Un autre père de l’Église, Basile de Césarée, nous invite, comme Paul, à nous en remettre entièrement à Dieu par le Christ et son don sur la Croix : « voilà quelle est la noblesse de l’homme, voilà quelle est sa gloire et sa grandeur : connaître vraiment ce qui est grand et s’y unir, et rechercher sa gloire dans la gloire de Dieu…Alors, toute la prétention de l’orgueil s’écroule. Il ne te reste plus rien, pauvre homme, dont tu puisses te vanter, où tu puisses mettre ta fierté et ton espérance. Il ne te reste… qu’à chercher le Christ dans ta vie future. Nous l’avons par avance, nous y sommes déjà, puisque nous vivons entièrement par la grâce que Dieu nous donne. Et certes, c’est l’action de Dieu qui produit en nous la volonté et l’action parce qu’il veut notre bien… c’est Dieu qui nous donne la force dans nos labeurs… Dieu nous a délivrés de tout danger au-delà de toute espérance. »

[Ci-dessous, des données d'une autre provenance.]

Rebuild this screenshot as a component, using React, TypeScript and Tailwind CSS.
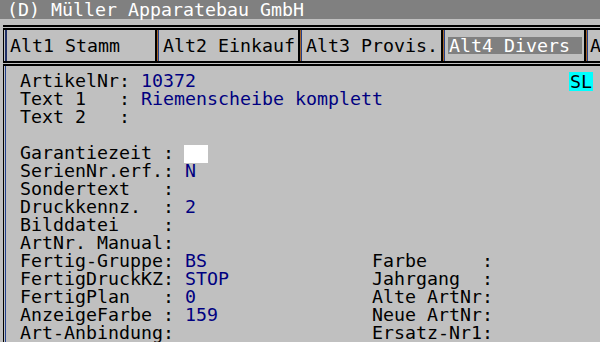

Le long de nos routes, au coin d’un bois, au milieu d’une prairie, bien des croix se dressent. Elles rappellent souvent des drames. Mais qui s’y arrête encore ? Oui parfois, pour s’informer mais pour prier et espérer ?! Ces croix comme la Croix font mémoire, elles marquent l’espérance de celles et ceux qui se sont confiés au Seigneur au creux de leur détresse. Dans l’obscurité de tragédies humaines, dans la buée des larmes, elles sont le signe qu’un avenir était possible. D’autres croix sont à des carrefours comme simples indicateurs de chemin. La charge émotionnelle y est moins grande mais l’énergie spirituelle n’est pas moins forte.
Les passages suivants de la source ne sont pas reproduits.